Dans l'évangile selon saint Jean, le Seigneur ressuscité dit à Simon-Pierre :
« Quand tu étais jeune, tu mettais ta ceinture toi-même
pour aller là où tu voulais ; quand tu seras vieux, tu étendras les mains,
et c’est un autre qui te mettra ta ceinture, pour t’emmener là où tu ne
voudrais pas aller ». Accomplir la vie
consiste parfois à accueillir certains inattendus. Tout peut être perdu, la
capacité de nos membres, la lucidité de nos pensée, nos sensibilités, nos
forces, notre mémoire… Mais, aurions-nous toujours la volonté de persister, de
poursuivre notre chemin avec les moyens qui nous restent ? Pierre a bien
connu le déclin de la vie, mais petit à petit, il a appris à se découvrir dans
une phase nouvelle de sa vie, qui ressemble à une nouvelle enfance.
Qu’est-ce
qu’un enfant ? Sinon un simple mendiant d’amour.
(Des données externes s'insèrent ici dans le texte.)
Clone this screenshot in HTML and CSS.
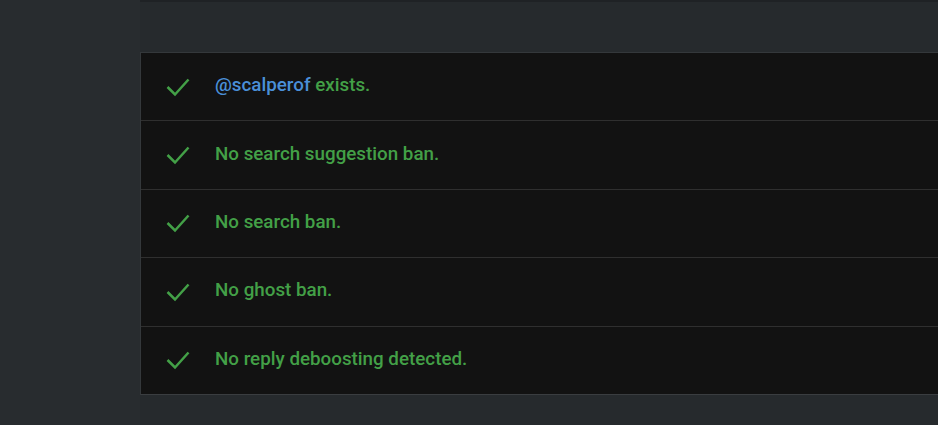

Dieu a été Lui-même un
mendiant d’amour, en prenant notre chair, en se faisant petit, en se révélant
par son visage d’enfant. En acceptant la perte de ses forces et ses capacités
physiques, Pierre a pu connaître ce que Dieu a expérimenté durant l’enfance de
Jésus : et il a pu comprendre que tout peut devenir grâce, et tout est, en
effet, grâce, si notre cœur s’ouvre à la grâce, et ce sera l’ultime expression
de notre amour.
« Où
vais-je ? » C’est une des dernières questions que Pierre a posé à
Bernadette. Oui, où va-t-il ? Où est-il aujourd’hui ?
Mais, savez-vous, chaque fois lorsque nous levons notre regard vers là nous où sommes appelés, le sol sous nos
pieds se transforme en Terre Promise.